The owner of a nine-acre agricultural reserve at 625 Butter Lane in Bridgehampton, who is seeking permission from the Southampton Town Zoning Board of Appeals to construct housing for agricultural laborers on the property, recently received notice from an attorney for the town that such development would constitute a “material breach” of an easement.

Adam Shapiro, the manager of the limited liability company that owns the parcel and a co-founder of the investment firm East Rock Capital, has been seeking setback variances from the Z.B.A. to construct two buildings totaling more than 2,000 square feet to house workers who would operate a tree farm. A site plan for the property also includes a greenhouse, a storage structure, a parking area, an outdoor kitchen, and a free-standing bathroom.

The agricultural reserve was created in 1996 when the land, which had been owned by the Hampton Day School, was subdivided.

Earlier this month, James Burke, a town attorney, wrote a letter to John Bennett, a lawyer who has been representing Mr.
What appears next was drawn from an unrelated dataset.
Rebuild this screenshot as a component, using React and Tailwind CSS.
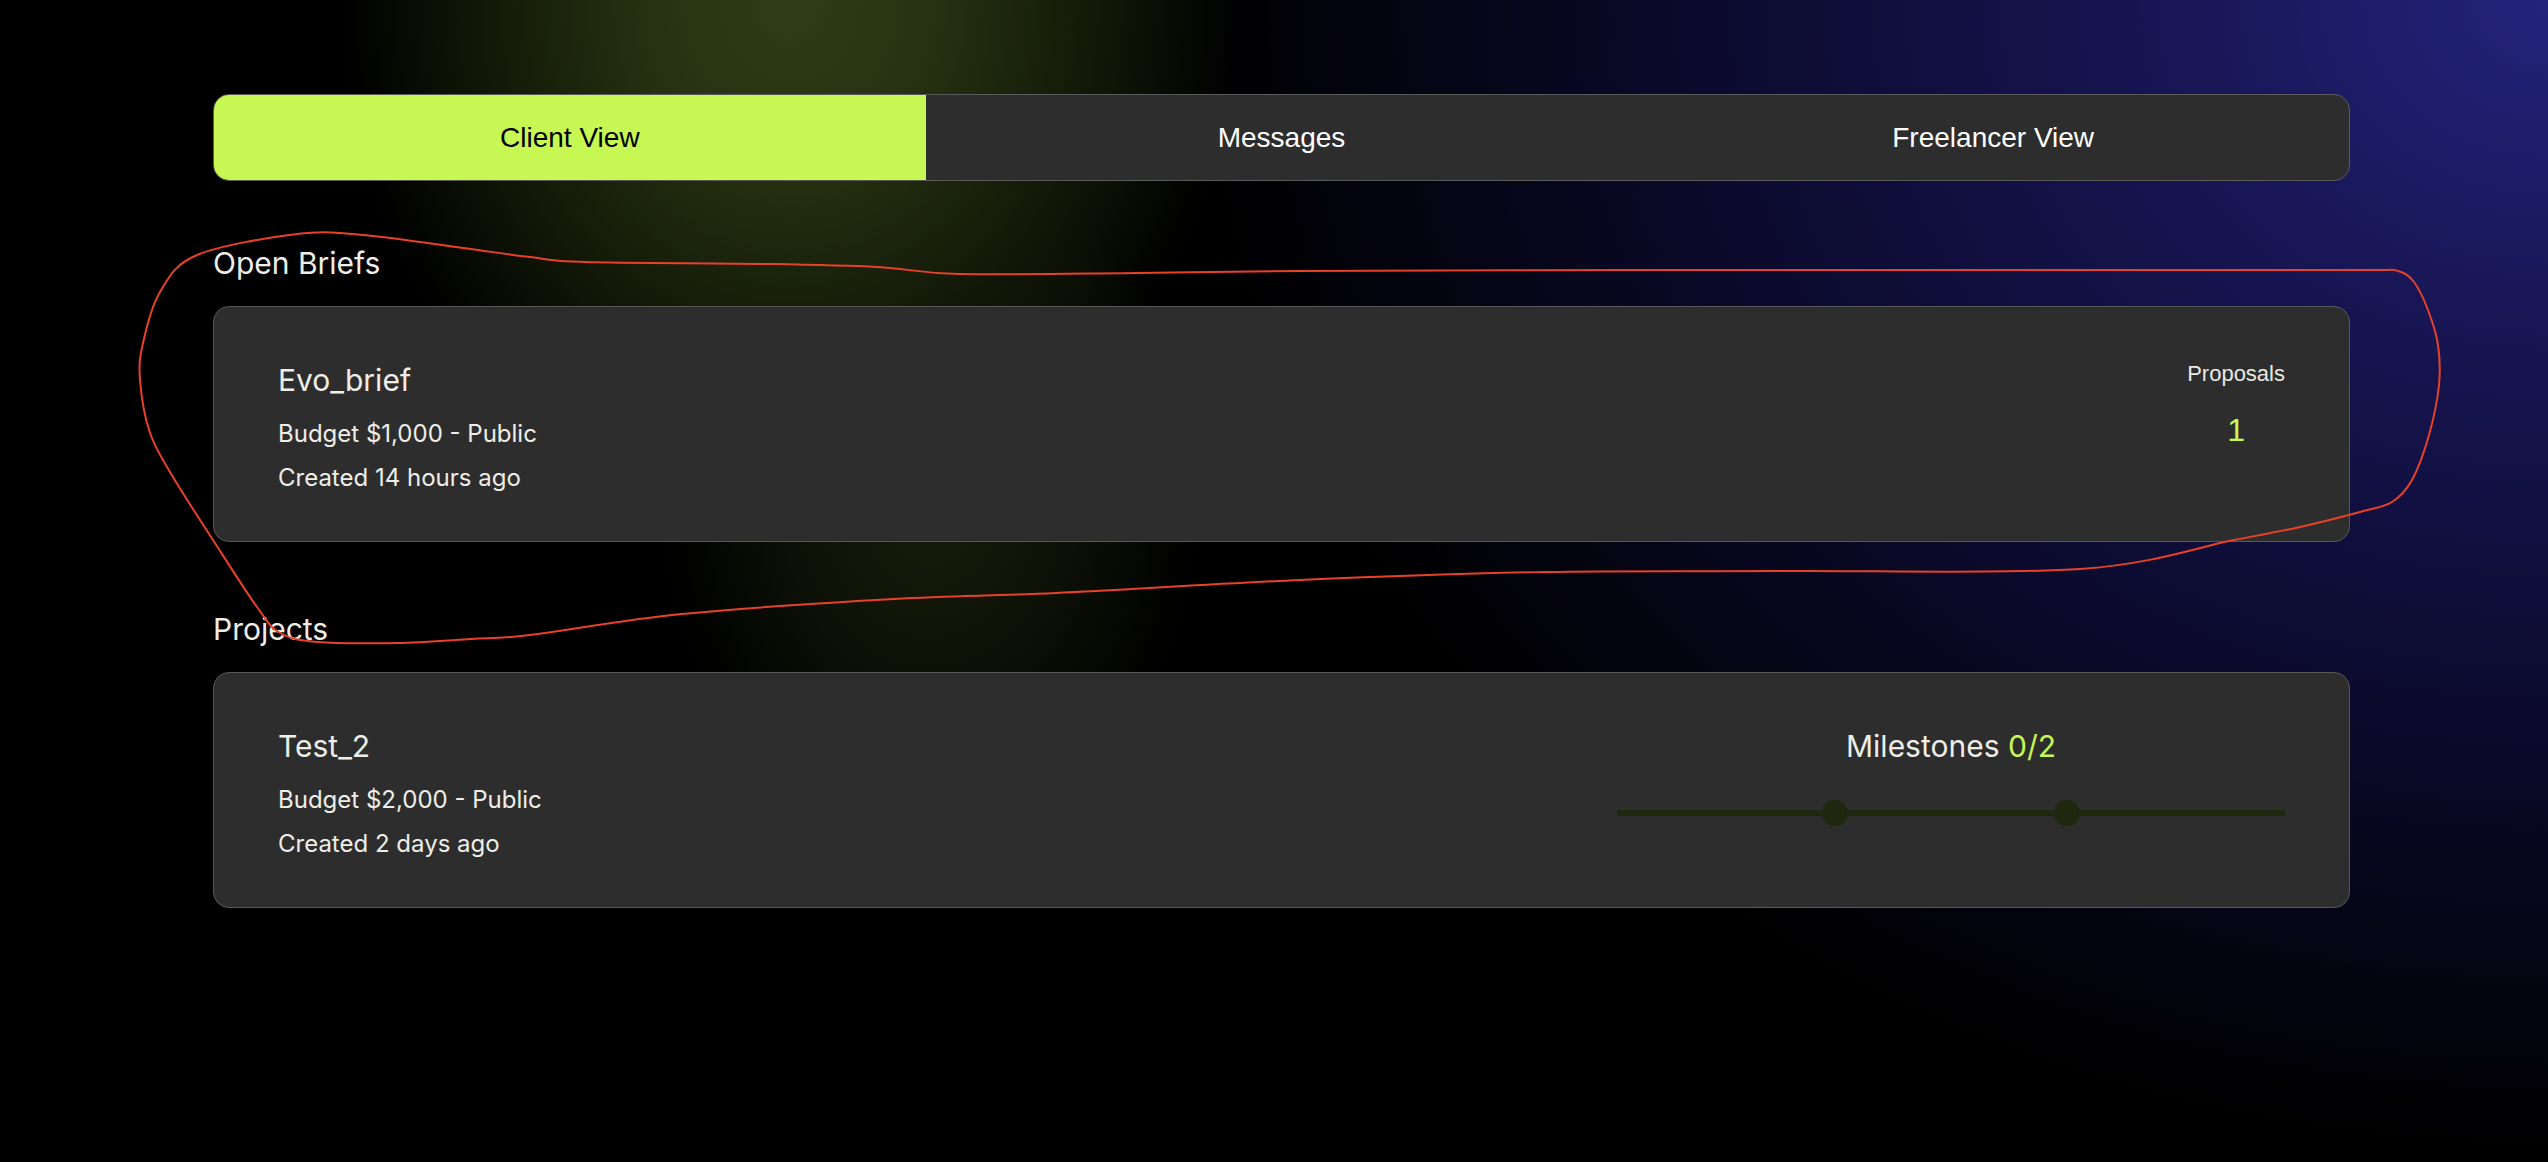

Shapiro before the Z.B.A., and included a copy of the easement the Hampton Day School had granted the town at the time of the subdivision.

The easement “expressly prohibits any ‘temporary or permanent residential or residential accessory structures,’ ” Mr. Burke wrote in the April 12 letter. “And it is the fiduciary duty of the town . . . to properly enforce the terms contained within each easement.”

Mr. Bennett on Tuesday called Mr. Burke’s letter “an irrelevancy.” The zoning board, he said, “has no authority to enforce or interpret a covenant.”  Patrick Fife, a lawyer for two neighbors who have opposed the application, disagreed with that assessment. Since the town attorney has interpreted the language of the easement, he said yesterday, the Z.B.A. would be bound to apply that interpretation. 

The Z.B.A. hearing on the application ended on March 21, but Mr. Bennett has until Friday, May 3, to file written submissions to the board. He said he plans to provide the Z.B.A. with examples of judicial decisions that allowed agriculture housing to be built on properties similar to Mr. Shapiro’s.

A decision on the application is expected to be announced at the Z.B.A. meeting on June 6.